We may thus conjecture that no civilization will send a lot of the – never to return – travelers into far spacetime. Indeed one can imagine that, once the technology is available, there will nevertheless be adventurous ‘guys’ to do this. But where will they go? Which will be their target? They are able to choose a destination not restricted to 3-dim space, but anywhere (inside the future lightcone) in 4-dim spacetime. This fact makes it improbable to reach the Earth now. They may well reach the Earth millions of years earlier or later than present epoch. In conclusion, despite the fact that there might be a lot of moderately advanced civilizations in the universe, it is improbable that they visit us today for three reasons:

i) Not too many – never to return – travelers will attempt spacetime travel, considering that they will be never of some use to their own civilization.

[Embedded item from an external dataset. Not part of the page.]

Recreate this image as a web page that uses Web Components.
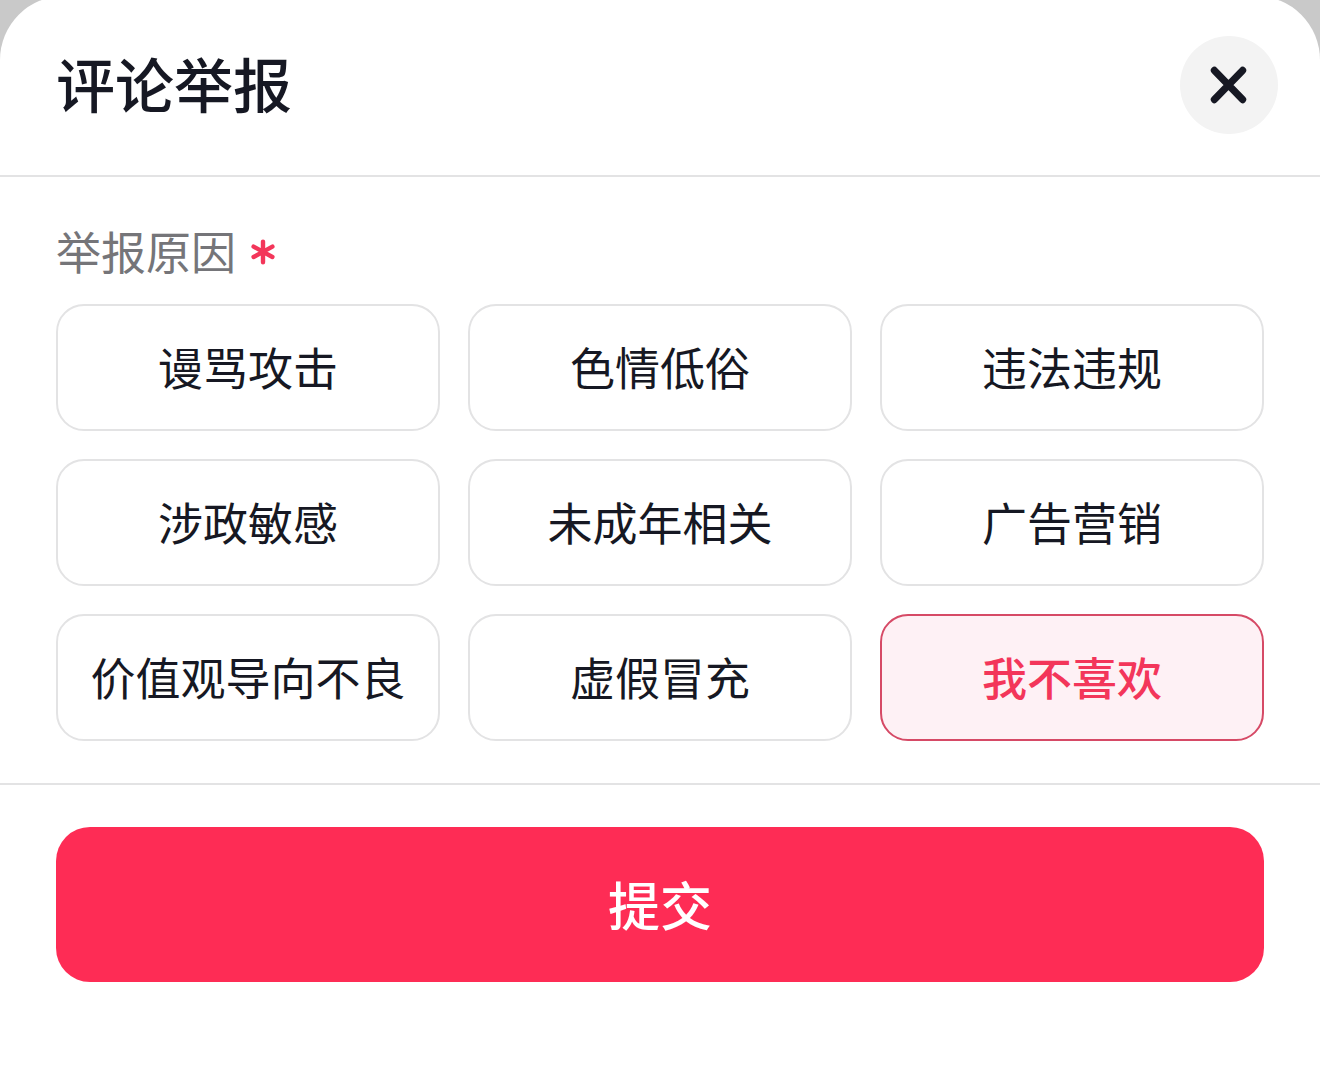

ii) Even if these travelers are of considerable numbers relative to 3-dim space, they will be sparsely distributed in 4-dim spacetime. The extra dimension adds infinite more possibilities to choose a destination target, in space and time.

iii) Since most part of their journey will be close to light speed, they can only come in contact with their planned destination and not with passing by places.

Thus civilizations more advanced, but not too advanced, have little chance of getting here now.

Civilizations that are incredibly more advanced than we are, will probably not be restricted by special relativity. However we might not be able to conceive them, more than a termite can conceive us passing by. Moreover this would not be the kind of contact we seek. We rather seek contact with some civilization which ideally, is just a little more advanced than we are. However special relativity puts an obstacle for this fulfillment.

Thus the lack of alien visits does not necessarily imply their non-existence.